Monday, February 1, 2010

The Pyjama Girl Case

By Chad Plambeck

Our film begins as the beach side revelry of several Australian citizens is crudely interrupted by the discovery of a dead body amongst several wrecked and abandoned cars near the water's edge. With the corpse's face gruesomely beaten and burned well past any point of recognition, when the fingerprints don't turn up anything, the police are left with two monumental tasks: one, finding out who their female victim was, and two, track down whoever did this terrible thing to her and arrest their sorry ass.

During the initial autopsy, it's revealed that the victim was shot in the throat, but the real cause of death was a severe blow to the head and the resulting skull fracture. Also of note, there is trace evidence that the girl recently had sex with at least two different men.
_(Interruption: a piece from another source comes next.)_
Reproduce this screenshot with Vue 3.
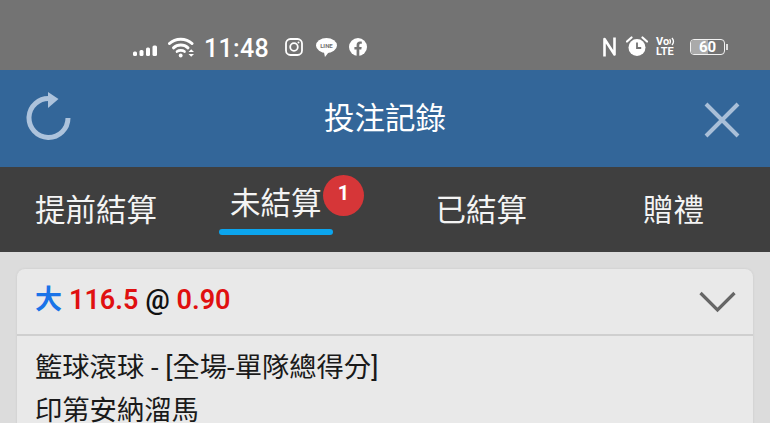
<script setup>
const tabs = [
  { label: '提前結算', cls: 'tab-early' },
  { label: '未結算', cls: 'tab-open', active: true, badge: 1 },
  { label: '已結算', cls: 'tab-done' },
  { label: '贈禮', cls: 'tab-gift' },
];
</script>

<template>
  <div class="screen">
    <div class="status">
      <div class="status-left">
        <svg class="signal" width="26" height="12" viewBox="0 0 26 12">
          <rect x="0" y="7.500" width="4" height="4.500" rx="1.500" fill="#fff" />
          <rect x="6.500" y="6" width="4" height="6" rx="1.500" fill="#fff" />
          <rect x="13" y="3.500" width="4" height="8.500" rx="1.500" fill="#fff" />
          <rect x="19.500" y="1.500" width="4.500" height="10.500" rx="1.500" fill="#fff" />
        </svg>
        <svg class="wifi" width="27" height="21" viewBox="0 0 27 21" fill="none" stroke="#fff" stroke-linecap="round">
          <path d="M1.500 6.500C7.500 0.800 18 0.800 24 6.500" stroke-width="3" />
          <path d="M5.500 10.800C9.500 7 16 7 20 10.800" stroke-width="3" />
          <path d="M9 14.600C11 13 14.500 13 16.500 14.600" stroke-width="2.600" />
          <circle cx="12.700" cy="18.500" r="1.900" fill="#fff" stroke="none" />
          <path d="M20.500 15l2.700-2.800L26 15zM20.500 17l2.700 2.800L26 17z" fill="#fff" stroke="none" />
        </svg>
        <span class="time">11:48</span>
        <svg class="ig" width="18" height="18" viewBox="0 0 18 18" fill="none" stroke="#fff" stroke-width="1.800">
          <rect x="1" y="1" width="16" height="16" rx="4.500" />
          <circle cx="9" cy="9" r="3.800" />
          <circle cx="13.500" cy="4.500" r="1" fill="#fff" stroke="none" />
        </svg>
        <span class="line-icon"><span class="line-text">LINE</span></span>
        <svg class="fb" width="18" height="18" viewBox="0 0 18 18">
          <circle cx="9" cy="9" r="9" fill="#fff" />
          <path d="M7.600 18v-6.600H5.400V9h2.200V7.100c0-2.300 1.300-3.500 3.400-3.500.9 0 1.800.1 1.800.1v2.100h-1.100c-1 0-1.400.7-1.400 1.400V9h2.400l-.4 2.400h-2V18z" fill="#737373" />
        </svg>
      </div>
      <div class="status-right">
        <svg class="nfc" width="15" height="22" viewBox="0 0 15 22" fill="none" stroke="#fff" stroke-width="2.600" stroke-linejoin="round">
          <path d="M2.500 20.500V3l10 15.500V1.500" />
        </svg>
        <svg class="alarm" width="22" height="21" viewBox="0 0 22 21">
          <circle cx="11" cy="11.500" r="8.500" fill="#fff" />
          <path d="M11 6.500v5.500h4.200" fill="none" stroke="#737373" stroke-width="1.800" />
          <path d="M1 5.500L5.500 1.500M21 5.500L16.500 1.500" stroke="#fff" stroke-width="2.200" stroke-linecap="round" />
        </svg>
        <div class="volte">
          <span class="vo">Vo<svg width="6" height="9" viewBox="0 0 6 9" fill="none" stroke="#fff" stroke-width="1.300"><path d="M.6 2.200c1 1.400 1 3.200 0 4.600M3 1c1.700 2 1.700 5 0 7" /></svg></span>
          <span class="lte">LTE</span>
        </div>
        <div class="battery">
          <div class="battery-body">
            <div class="battery-fill"></div>
            <span class="battery-num">60</span>
          </div>
          <div class="battery-cap"></div>
        </div>
      </div>
    </div>

    <header class="topbar">
      <svg class="refresh" width="46" height="50" viewBox="0 0 46 50" fill="none">
        <path d="M24 8.500A19.500 19.500 0 1 0 42 28" stroke="#adc3dc" stroke-width="5" />
        <path d="M22 2L32.500 9 22 18z" fill="#adc3dc" />
      </svg>
      <h1 class="title">投注記錄</h1>
      <svg class="close" width="38" height="38" viewBox="0 0 38 38" stroke="#a9bfd8" stroke-width="4">
        <path d="M3 3l32 32M35 3L3 35" />
      </svg>
    </header>

    <nav class="tabs">
      <div v-for="tab in tabs" :key="tab.label" class="tab" :class="[tab.cls, { active: tab.active }]">
        {{ tab.label }}
        <span v-if="tab.badge" class="badge">{{ tab.badge }}</span>
      </div>
    </nav>

    <main class="content">
      <section class="card">
        <div class="card-head">
          <div class="bet">
            <span class="blue">大</span>
            <span class="red">116.5</span>
            <span class="black">@</span>
            <span class="red">0.90</span>
          </div>
          <svg class="chevron" width="37" height="22" viewBox="0 0 37 22" fill="none" stroke="#666" stroke-width="3.200">
            <path d="M1.500 2l17 17 17-17" />
          </svg>
        </div>
        <div class="card-body">
          <div class="row">籃球滾球 - [全場-單隊總得分]</div>
          <div class="row">印第安納溜馬</div>
        </div>
      </section>
    </main>
  </div>
</template>

<style scoped>
.screen {
  width: 770px;
  height: 423px;
  overflow: hidden;
  display: flex;
  flex-direction: column;
  background: #dcdcdc;
  font-family: Roboto, "Noto Sans CJK TC", sans-serif;
}

.status {
  height: 70px;
  flex: none;
  background: #737373;
  color: #fff;
  display: flex;
  justify-content: space-between;
  align-items: center;
  padding: 27px 42px 0 133px;
  box-sizing: border-box;
}
.status-left,
.status-right {
  display: flex;
  align-items: center;
}
.signal { margin-right: 9px; margin-top: 3px; }
.wifi { margin-right: 9px; margin-top: -3px; }
.time {
  font-size: 25px;
  font-weight: 500;
  line-height: 30px;
  letter-spacing: 0.3px;
  margin-right: 16px;
}
.ig { margin-right: 13px; margin-top: -3px; }
.line-icon {
  position: relative;
  width: 21px;
  height: 15px;
  border-radius: 50%;
  background: #fff;
  margin-right: 12px;
  margin-top: -6px;
  display: flex;
  align-items: center;
  justify-content: center;
}
.line-icon::after {
  content: "";
  position: absolute;
  left: 8px;
  bottom: -4px;
  width: 5px;
  height: 5px;
  background: #fff;
  clip-path: polygon(0 0, 100% 0, 20% 100%);
}
.line-text {
  font-size: 6px;
  font-weight: 700;
  line-height: 1;
  color: #737373;
}
.fb { margin-top: -3px; }

.nfc { margin-right: 9px; margin-top: -4px; }
.alarm { margin-right: 8px; margin-top: -4px; }
.volte {
  width: 19px;
  margin-right: 15px;
  margin-top: -4px;
  display: flex;
  flex-direction: column;
  align-items: flex-start;
  font-weight: 700;
}
.vo {
  font-size: 11px;
  line-height: 9px;
  height: 9px;
  margin-bottom: 2px;
  display: flex;
  align-items: center;
}
.lte { font-size: 11px; line-height: 8px; height: 8px; }
.battery { display: flex; align-items: center; margin-top: -4px; }
.battery-body {
  position: relative;
  width: 33px;
  height: 14px;
  border: 1.500px solid #f2f2f2;
  border-radius: 4px;
  box-sizing: content-box;
  overflow: hidden;
}
.battery-fill {
  width: 50%;
  height: 100%;
  background: #aaa;
}
.battery-num {
  position: absolute;
  left: 8px;
  top: 0;
  font-size: 15px;
  line-height: 15px;
  font-weight: 700;
}
.battery-cap {
  width: 2px;
  height: 6px;
  background: #ddd;
  margin-left: 1px;
}

.topbar {
  height: 97px;
  flex: none;
  background: #336699;
  display: flex;
  align-items: center;
  justify-content: space-between;
  padding: 0 29px 0 26px;
  box-sizing: border-box;
}
.refresh { margin-top: -7px; }
.title {
  margin: 0 5px 0 0;
  font-size: 30.500px;
  font-weight: 400;
  color: #fff;
  line-height: 40px;
}
.close { margin-top: 3px; }

.tabs {
  height: 85px;
  flex: none;
  background: #3f3f3f;
  display: flex;
  align-items: center;
  padding: 2px 0 0 35px;
  box-sizing: border-box;
  color: #f4f4f4;
  font-size: 30.500px;
}
.tab {
  position: relative;
  line-height: 40px;
  white-space: nowrap;
}
.tab-open { margin-left: 73px; }
.tab-done { margin-left: 114px; }
.tab-gift { margin-left: 116px; }
.tab.active { margin-top: -13px; }
.tab.active::after {
  content: "";
  position: absolute;
  left: -11px;
  right: -11px;
  top: 45px;
  height: 6px;
  border-radius: 3px;
  background: #0ba5ee;
}
.badge {
  position: absolute;
  left: 93px;
  top: -9px;
  width: 41px;
  height: 41px;
  border-radius: 50%;
  background: #d63638;
  color: #fff;
  font-size: 20px;
  font-weight: 700;
  line-height: 37px;
  text-align: center;
}

.content {
  flex: 1;
  padding: 17px 17px 0;
}
.card {
  background: #e9e9e9;
  border-radius: 8px 8px 0 0;
  box-shadow: 0 0 3px rgba(0, 0, 0, 0.08);
}
.card-head {
  height: 65px;
  display: flex;
  align-items: center;
  justify-content: space-between;
  padding: 0 17px 0 18px;
  border-bottom: 2px solid #cfcfcf;
}
.bet {
  display: flex;
  gap: 7px;
  font-size: 27px;
  font-weight: 600;
  line-height: 36px;
  margin-top: -4px;
}
.blue { color: #1a73e8; }
.red { color: #e01010; }
.black { color: #111; }
.card-body {
  padding: 11px 18px 0;
  color: #1a1a1a;
  font-size: 27.300px;
  line-height: 42.500px;
}
.row {
  white-space: nowrap;
}
</style>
With the media smelling blood, and a ton of pressure coming from the top brass, the Chief of Detectives assigns the case to Inspector Ramsey (Ramiro Oliveros), who is explicitly charged to wrap things up as quickly as possible -- and by any means necessary. And while he focuses on "extracting" a confession from a degenerate beach bum, the case also attracts the attention of a retired Inspector Thompson (Ray Milland), a cranky and acerbic old coot who really doesn't have much faith in this younger generation of sleuths; as proof of his doubts, one of Ramsey's better ideas to I.D. the victim is to put the preserved corpse on public display like a morbid museum piece to see if anyone recognizes her.
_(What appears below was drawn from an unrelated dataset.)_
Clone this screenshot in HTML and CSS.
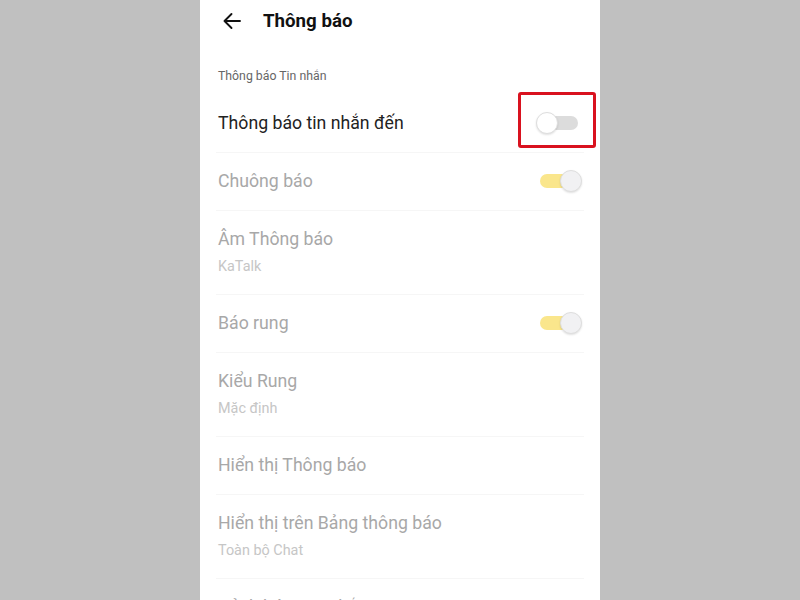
FILE: index.html
```
<!DOCTYPE html>
<html lang="vi">
<head>
    <meta charset="UTF-8">
    <meta name="viewport" content="width=device-width, initial-scale=1.0">
    <title>Thông báo</title>
    <link rel="stylesheet" href="styles.css">
</head>
<body>
    <div class="screen">
        <div class="topbar">
            <svg class="back" width="24" height="24" viewBox="0 0 24 24">
                <path d="M20 12H4.5M11.5 5l-7 7 7 7" fill="none" stroke="#111" stroke-width="1.9" stroke-linecap="round" stroke-linejoin="round"/>
            </svg>
            <div class="title">Thông báo</div>
        </div>

        <div class="section-label">Thông báo Tin nhắn</div>

        <div class="row highlight">
            <div class="row-title active">Thông báo tin nhắn đến</div>
            <div class="switch off"><span class="track"></span><span class="knob"></span></div>
            <div class="red-box"></div>
        </div>

        <div class="row">
            <div class="row-title">Chuông báo</div>
            <div class="switch on"><span class="track"></span><span class="knob"></span></div>
        </div>

        <div class="row double">
            <div class="row-title">Âm Thông báo</div>
            <div class="row-sub">KaTalk</div>
        </div>

        <div class="row">
            <div class="row-title">Báo rung</div>
            <div class="switch on"><span class="track"></span><span class="knob"></span></div>
        </div>

        <div class="row double">
            <div class="row-title">Kiểu Rung</div>
            <div class="row-sub">Mặc định</div>
        </div>

        <div class="row">
            <div class="row-title">Hiển thị Thông báo</div>
        </div>

        <div class="row double">
            <div class="row-title">Hiển thị trên Bảng thông báo</div>
            <div class="row-sub">Toàn bộ Chat</div>
        </div>

        <div class="row double">
            <div class="row-title">Cảnh báo Tin Nhắn</div>
        </div>
    </div>
</body>
</html>
```

FILE: styles.css
```
body {
    margin: 0;
    background: #c0c0c0;
    font-family: Roboto, "Noto Sans", sans-serif;
}

.screen {
    width: 400px;
    height: 600px;
    margin: 0 auto;
    background: #fff;
    overflow: hidden;
}

.topbar {
    display: flex;
    align-items: center;
    height: 44px;
    padding-left: 20px;
}

.topbar .back {
    margin-top: -2px;
}

.topbar .title {
    margin-left: 19px;
    margin-top: -2px;
    font-size: 18.7px;
    font-weight: bold;
    color: #111;
}

.section-label {
    padding: 24px 18px 10px;
    font-size: 12.3px;
    line-height: 16px;
    color: #666;
}

.row {
    position: relative;
    display: flex;
    justify-content: space-between;
    align-items: center;
    height: 58px;
    padding: 0 18px;
}

/* faint divider between rows */
.row::before {
    content: "";
    position: absolute;
    top: 0;
    left: 16px;
    right: 16px;
    height: 1px;
    background: #f6f6f6;
}

.row.highlight::before {
    display: none;
}

.row.double {
    display: block;
    height: auto;
    padding-top: 17px;
    padding-bottom: 17px;
}

.row-title {
    font-size: 17.7px;
    line-height: 24px;
    color: #a8a8a8;
}

.row-title.active {
    color: #222;
}

.row-sub {
    margin-top: 6px;
    font-size: 14.4px;
    line-height: 20px;
    color: #c6c6c6;
}

.switch {
    position: relative;
    width: 46px;
    height: 24px;
}

.switch .track {
    position: absolute;
    left: 4px;
    right: 4px;
    top: 5px;
    height: 14px;
    border-radius: 7px;
    background: #dcdcdc;
}

.switch.on .track {
    background: #fae68c;
}

.switch .knob {
    position: absolute;
    top: 1px;
    width: 20px;
    height: 20px;
    border-radius: 50%;
    background: #fff;
    border: 1px solid #dedede;
    box-shadow: 0 1px 2px rgba(0, 0, 0, 0.12);
}

.switch.off .knob {
    left: 0;
}

.switch.on .knob {
    right: 0;
    background: #f1f1f3;
}

.red-box {
    position: absolute;
    left: 318px;
    right: 4px;
    top: -2px;
    bottom: 4px;
    border: 3px solid #d9121f;
    border-radius: 3px;
}
```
As the irascible Thompson ingratiates himself into the investigation, he takes up a few discarded clues, including a few grains of rice found in the singed silk remnants of the yellow pajamas the victim was wearing, and follows his instinctive nose until it leads him to a possible I.D. and three probable suspects; a college professor, a factory worker, and a waiter, all embroiled in a love quadrangle with the same woman, Glenda, who seems to move with the breeze from man to man, searching for something she cannot define, let alone find it. And as her desperate search for some kind of fulfillment spirals quickly down the drain with one bad decision after another, she puts herself in harms way when that quadrangle starts to implode around her. Meanwhile, Thompson narrows down his suspect list to the probable killer, and then puts himself in mortal danger to lure the killer out of hiding...

On a crisp September morning back in 1934, while walking his new prized bull toward his home in rural Albury, Australia, Tom Griffith spotted -- or smelled? -- something strange protruding from a culvert that ran underneath Howlong Road. Closer examination proved it to be a severely mangled and burned corpse, and after the authorities were called in, they determined it to be a petite female, probably in her twenties, who had been shot in the throat, and whose bludgeoned skull was fractured so badly that part of the brain was exposed. Due to the charring and the severity of the injuries, with the only real clue to her identity being the partial, oriental-style silk pajamas that survived the flames, identification of the victim proved difficult -- if not impossible, making apprehending whoever had done this even harder to catch. When a couple of missing persons leads didn’t pan out, the local authorities, spurred on by a voracious media blitz and a lurid lured public, allowed the body of the now dubbed “Pyjama Girl” to be moved to Sydney, where it was embalmed, preserved, and in a bizarre, morbid twist, put on public display to see if anyone recognized her.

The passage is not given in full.